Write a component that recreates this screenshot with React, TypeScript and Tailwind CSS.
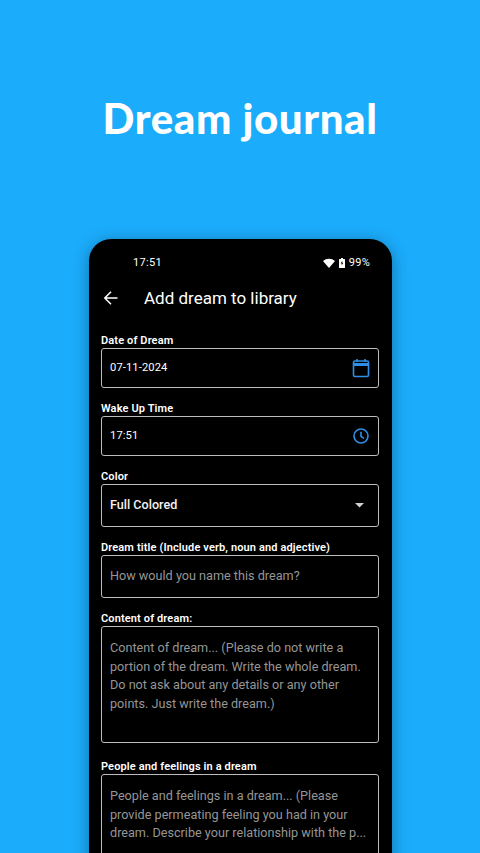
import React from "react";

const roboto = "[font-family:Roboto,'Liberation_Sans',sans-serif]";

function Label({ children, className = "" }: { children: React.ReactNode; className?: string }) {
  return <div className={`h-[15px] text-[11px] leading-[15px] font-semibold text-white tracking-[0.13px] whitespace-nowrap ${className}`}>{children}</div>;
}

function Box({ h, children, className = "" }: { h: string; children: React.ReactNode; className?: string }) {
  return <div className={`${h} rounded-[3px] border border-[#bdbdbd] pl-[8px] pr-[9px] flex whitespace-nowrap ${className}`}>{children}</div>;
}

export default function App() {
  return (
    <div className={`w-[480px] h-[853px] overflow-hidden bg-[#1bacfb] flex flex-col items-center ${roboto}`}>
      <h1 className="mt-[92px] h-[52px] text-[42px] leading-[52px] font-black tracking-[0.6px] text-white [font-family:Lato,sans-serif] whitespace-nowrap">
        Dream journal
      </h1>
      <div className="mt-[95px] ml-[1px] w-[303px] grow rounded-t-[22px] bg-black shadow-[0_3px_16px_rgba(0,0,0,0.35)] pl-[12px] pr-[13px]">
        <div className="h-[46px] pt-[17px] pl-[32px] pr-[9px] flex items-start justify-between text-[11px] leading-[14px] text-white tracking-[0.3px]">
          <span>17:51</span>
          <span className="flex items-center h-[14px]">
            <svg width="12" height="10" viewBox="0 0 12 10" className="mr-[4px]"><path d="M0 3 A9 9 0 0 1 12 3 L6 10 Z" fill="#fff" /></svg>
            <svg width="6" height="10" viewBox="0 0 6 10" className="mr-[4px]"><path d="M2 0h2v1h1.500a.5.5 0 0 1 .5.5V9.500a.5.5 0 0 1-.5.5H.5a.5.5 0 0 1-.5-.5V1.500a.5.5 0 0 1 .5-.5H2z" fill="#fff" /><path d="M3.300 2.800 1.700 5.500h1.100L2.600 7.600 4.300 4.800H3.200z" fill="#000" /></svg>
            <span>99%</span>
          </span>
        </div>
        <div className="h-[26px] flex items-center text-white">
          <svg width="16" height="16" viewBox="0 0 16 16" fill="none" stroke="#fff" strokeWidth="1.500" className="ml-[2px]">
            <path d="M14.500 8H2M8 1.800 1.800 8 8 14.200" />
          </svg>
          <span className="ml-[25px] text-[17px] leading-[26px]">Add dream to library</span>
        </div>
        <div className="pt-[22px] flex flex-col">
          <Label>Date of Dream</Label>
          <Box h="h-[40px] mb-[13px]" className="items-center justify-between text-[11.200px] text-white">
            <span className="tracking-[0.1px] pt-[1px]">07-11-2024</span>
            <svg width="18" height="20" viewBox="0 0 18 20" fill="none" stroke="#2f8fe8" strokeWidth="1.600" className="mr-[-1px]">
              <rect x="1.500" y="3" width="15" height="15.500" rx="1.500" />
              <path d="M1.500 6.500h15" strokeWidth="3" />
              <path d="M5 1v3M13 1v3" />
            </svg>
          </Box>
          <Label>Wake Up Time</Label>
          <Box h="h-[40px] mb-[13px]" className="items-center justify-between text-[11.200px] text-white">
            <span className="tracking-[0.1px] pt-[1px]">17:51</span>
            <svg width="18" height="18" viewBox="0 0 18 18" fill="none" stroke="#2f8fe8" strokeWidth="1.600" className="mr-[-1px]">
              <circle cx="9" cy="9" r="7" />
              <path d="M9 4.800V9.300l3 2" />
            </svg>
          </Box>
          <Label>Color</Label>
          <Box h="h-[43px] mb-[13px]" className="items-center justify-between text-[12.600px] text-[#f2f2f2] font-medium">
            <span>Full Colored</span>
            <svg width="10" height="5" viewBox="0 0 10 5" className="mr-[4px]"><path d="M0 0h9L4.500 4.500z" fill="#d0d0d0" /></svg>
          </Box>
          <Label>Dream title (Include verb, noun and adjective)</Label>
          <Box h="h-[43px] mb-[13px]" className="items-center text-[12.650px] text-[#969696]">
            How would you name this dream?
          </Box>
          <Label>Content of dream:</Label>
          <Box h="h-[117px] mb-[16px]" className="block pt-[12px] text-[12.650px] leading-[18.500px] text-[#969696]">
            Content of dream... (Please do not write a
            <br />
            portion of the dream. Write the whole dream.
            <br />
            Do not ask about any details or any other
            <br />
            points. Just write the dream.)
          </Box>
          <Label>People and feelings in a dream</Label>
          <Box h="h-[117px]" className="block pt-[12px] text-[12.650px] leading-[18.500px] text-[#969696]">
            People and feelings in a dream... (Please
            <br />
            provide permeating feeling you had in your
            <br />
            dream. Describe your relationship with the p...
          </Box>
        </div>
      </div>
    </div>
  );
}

---

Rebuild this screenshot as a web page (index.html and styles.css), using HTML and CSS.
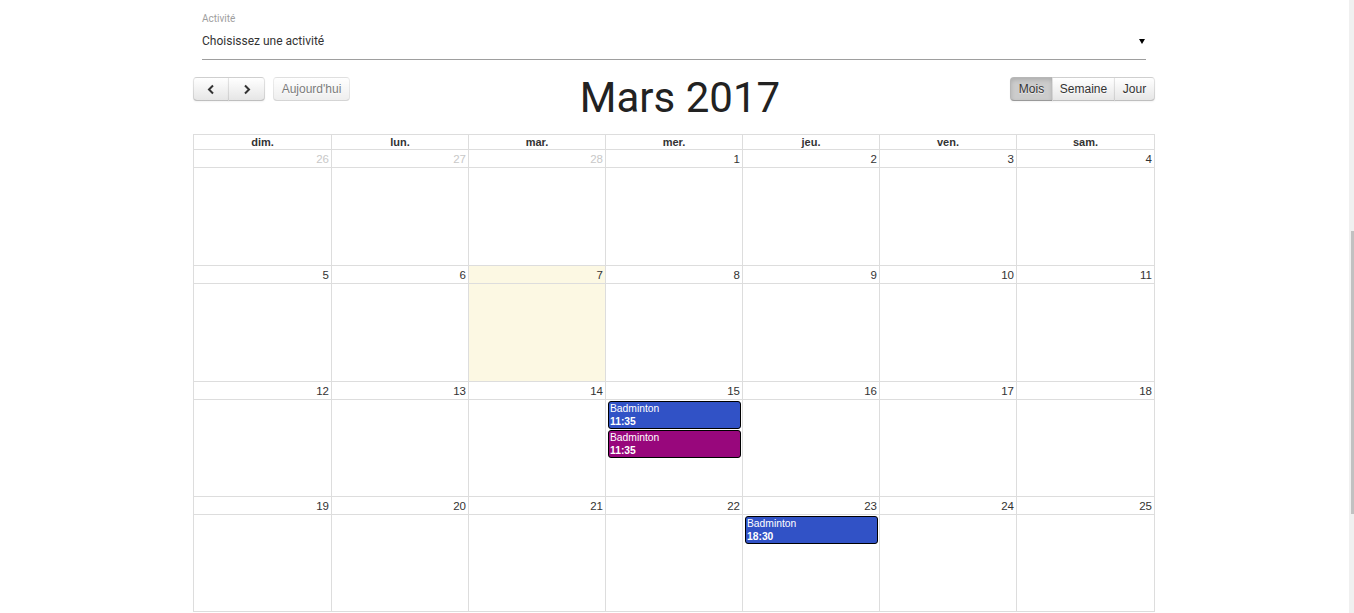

---

AIM -
Write out every line of the entries that holds the word "screenshot".

SOLVED EXERCISE -
Write a component that recreates this screenshot with React, TypeScript and Tailwind CSS.
Rebuild this screenshot as a web page (index.html and styles.css), using HTML and CSS.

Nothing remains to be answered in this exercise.